NSF Award AST-2408023

Origin of Massive Stars (ORMAS)

250 pc star formation region
10 pc star formation A
10 pc star formation B

Massive stars are among the most influential objects in the universe. Although they are far less common than stars like the Sun, they produce most of the heavy elements found in galaxies, drive powerful stellar winds and supernova explosions, and shape the environments in which future generations of stars and planets form.

The Origin of Massive Stars (ORMAS) project seeks to answer one of the major unsolved problems in astrophysics: what determines the mass of a star, and how do high-mass stars form?

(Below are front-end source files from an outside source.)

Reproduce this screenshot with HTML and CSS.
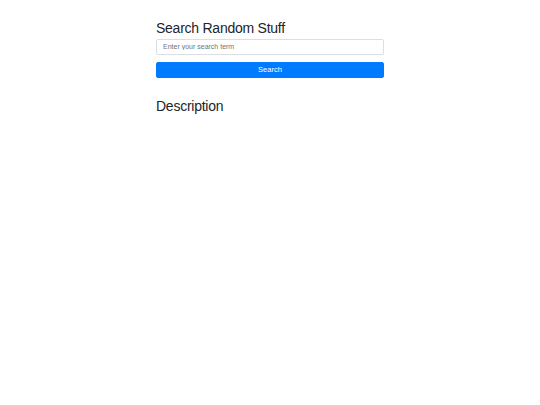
FILE: index.html
```html
<!DOCTYPE html>
<html>
<head>
<meta charset="utf-8">
<link rel="stylesheet" href="styles.css">
</head>
<body>
<div class="container">
  <h3 class="title">Search Random Stuff</h3>
  <form class="search-form">
    <input class="search-input" type="text" placeholder="Enter your search term">
    <button class="search-btn" type="button">Search</button>
  </form>
  <h3 class="title desc">Description</h3>
</div>
</body>
</html>
```
FILE: styles.css
```css
html, body {
  margin: 0;
  padding: 0;
  background: #fff;
}
body {
  font-family: "Liberation Sans", Arial, sans-serif;
  color: #212529;
}
.container {
  width: 228px;
  margin: 0 auto;
  padding-top: 20px;
}
.title {
  margin: 0;
  font-size: 14px;
  letter-spacing: -0.25px;
  font-weight: 400;
  line-height: 1.2;
}
.search-form {
  display: flex;
  flex-direction: column;
  gap: 7px;
  margin-top: 2px;
}
.search-input {
  box-sizing: border-box;
  height: 16px;
  width: 100%;
  margin: 0;
  padding: 0 6px;
  border: 1px solid #dadfe4;
  border-radius: 2px;
  font-family: inherit;
  font-size: 7px;
  color: #495057;
  outline: none;
}
.search-input::placeholder {
  color: #6c757d;
}
.search-btn {
  box-sizing: border-box;
  height: 16px;
  width: 100%;
  margin: 0;
  padding: 0;
  border: 1px solid #007bff;
  border-radius: 2px;
  background: #007bff;
  color: #fff;
  font-family: inherit;
  font-size: 7.5px;
}
.desc {
  margin-top: 20px;
}
```
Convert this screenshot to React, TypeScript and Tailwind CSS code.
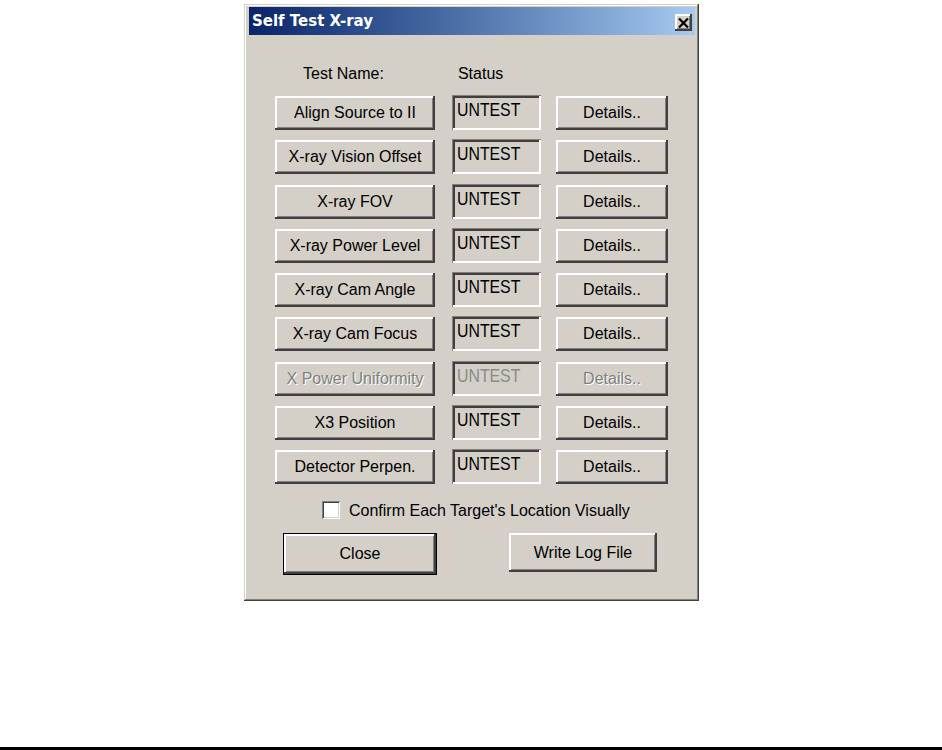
const tests = [
  { name: "Align Source to II" },
  { name: "X-ray Vision Offset" },
  { name: "X-ray FOV" },
  { name: "X-ray Power Level" },
  { name: "X-ray Cam Angle" },
  { name: "X-ray Cam Focus" },
  { name: "X Power Uniformity", disabled: true },
  { name: "X3 Position" },
  { name: "Detector Perpen." },
];

// classic raised / sunken 3D edges
const raised =
  "bg-[#d4d0c8] shadow-[inset_-2px_-2px_0_#404040,inset_2px_2px_0_#ffffff,inset_-3px_-3px_0_#808080]";
const sunken =
  "bg-[#d4d0c8] shadow-[inset_1px_1px_0_#808080,inset_-2px_-2px_0_#ffffff,inset_3px_3px_0_#404040]";
const disabledText = "text-[#808080] [text-shadow:1px_1px_0_#ffffff]";

function TestRow({ name, disabled }: { name: string; disabled?: boolean }) {
  return (
    <div className="flex h-[35px] items-start">
      <div
        className={`${raised} mt-px flex h-[34px] w-[160px] items-center justify-center ${
          disabled ? disabledText : "text-black"
        }`}
      >
        {name}
      </div>
      <div
        className={`${sunken} ml-[17px] h-[35px] w-[89px] pl-[5px] pt-[5px] ${
          disabled ? "text-[#8a8a8a]" : "text-black"
        }`}
      >
        <span className="inline-block origin-left scale-x-[0.88] text-[18px] leading-[20px]">
          UNTEST
        </span>
      </div>
      <div
        className={`${raised} ml-[15px] mt-px flex h-[34px] w-[112px] items-center justify-center ${
          disabled ? disabledText : "text-black"
        }`}
      >
        Details..
      </div>
    </div>
  );
}

export default function App() {
  return (
    <div className="flex h-[750px] flex-col bg-white font-['Liberation_Sans',Arial,sans-serif] text-[16px] leading-[18px]">
      <div className="pl-[244px] pt-[4px]">
        {/* window */}
        <div className="h-[597px] w-[455px] bg-[#d4d0c8] pl-[5px] pr-[4px] pt-[3px] shadow-[inset_-1px_-1px_0_#404040,inset_1px_1px_0_#d4d0c8,inset_-2px_-2px_0_#808080,inset_2px_2px_0_#ffffff]">
          {/* title bar */}
          <div className="flex h-[28px] items-center bg-gradient-to-r from-[#0a246a] to-[#a6caf0] pl-[3px] pr-[3px]">
            <span className="font-['DejaVu_Sans',sans-serif] text-[15px] font-bold leading-[18px] text-white">
              Self Test X-ray
            </span>
            <div
              className={`${raised} ml-auto mt-[3px] flex h-[17px] w-[17px] items-center justify-center`}
            >
              <svg width="11" height="10" viewBox="0 0 11 10">
                <path d="M1 0.5 L10 9.5 M10 0.5 L1 9.5" stroke="#000" strokeWidth="2.2" />
              </svg>
            </div>
          </div>

          {/* column headings */}
          <div className="mt-[30px] flex h-[18px] text-black">
            <span className="ml-[54px]">Test Name:</span>
            <span className="ml-[74px]">Status</span>
          </div>

          {/* test rows */}
          <div className="ml-[26px] mt-[12px] flex flex-col gap-[9.25px]">
            {tests.map((t) => (
              <TestRow key={t.name} name={t.name} disabled={t.disabled} />
            ))}
          </div>

          {/* checkbox */}
          <div className="ml-[73px] mt-[17px] flex h-[18px] items-center text-black">
            <div className="h-[18px] w-[18px] bg-white shadow-[inset_1px_1px_0_#808080,inset_-1px_-1px_0_#ffffff,inset_2px_2px_0_#404040,inset_-2px_-2px_0_#d4d0c8]" />
            <span className="ml-[9px] pt-[2px]">Confirm Each Target's Location Visually</span>
          </div>

          {/* bottom buttons */}
          <div className="mt-[14px] flex items-start text-black">
            <div className="ml-[34px] h-[42px] w-[154px] border border-black">
              <div className={`${raised} flex h-full w-full items-center justify-center`}>
                Close
              </div>
            </div>
            <div
              className={`${raised} ml-[72px] flex h-[39px] w-[148px] items-center justify-center`}
            >
              Write Log File
            </div>
          </div>
        </div>
      </div>
      <div className="mt-auto h-[3px] bg-black" />
    </div>
  );
}
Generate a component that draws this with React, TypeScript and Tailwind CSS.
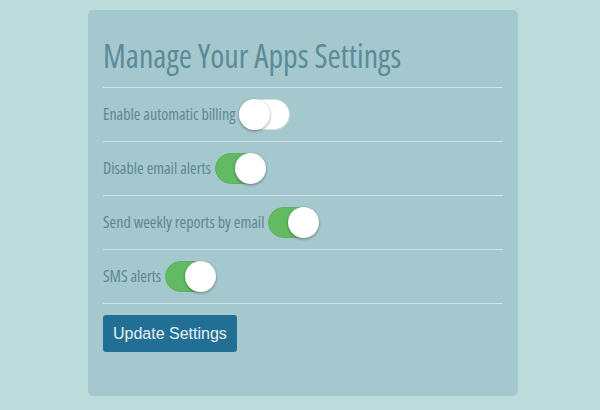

Using state-of-the-art supercomputer simulations, ORMAS follows the flow of gas from galactic scales down to the immediate surroundings of individual stars. By tracing how matter moves through turbulent interstellar clouds and into forming stellar systems, the project aims to uncover the physical processes that control stellar masses and the distribution of masses within stellar populations.

Scientific Motivation

Massive stars play a very large role in the evolution of the universe. Their intense radiation, stellar winds, and eventual supernova explosions inject enormous amounts of energy into their surroundings, influencing the structure and evolution of entire galaxies.

These stars are also responsible for producing many of the heavy elements necessary for planets and life. Elements such as carbon, oxygen, and iron are created within stars and dispersed throughout galaxies when massive stars die. As a result, understanding how massive stars form is closely connected to understanding the origins of planetary systems, the chemical evolution of galaxies, and ultimately the conditions that make life possible.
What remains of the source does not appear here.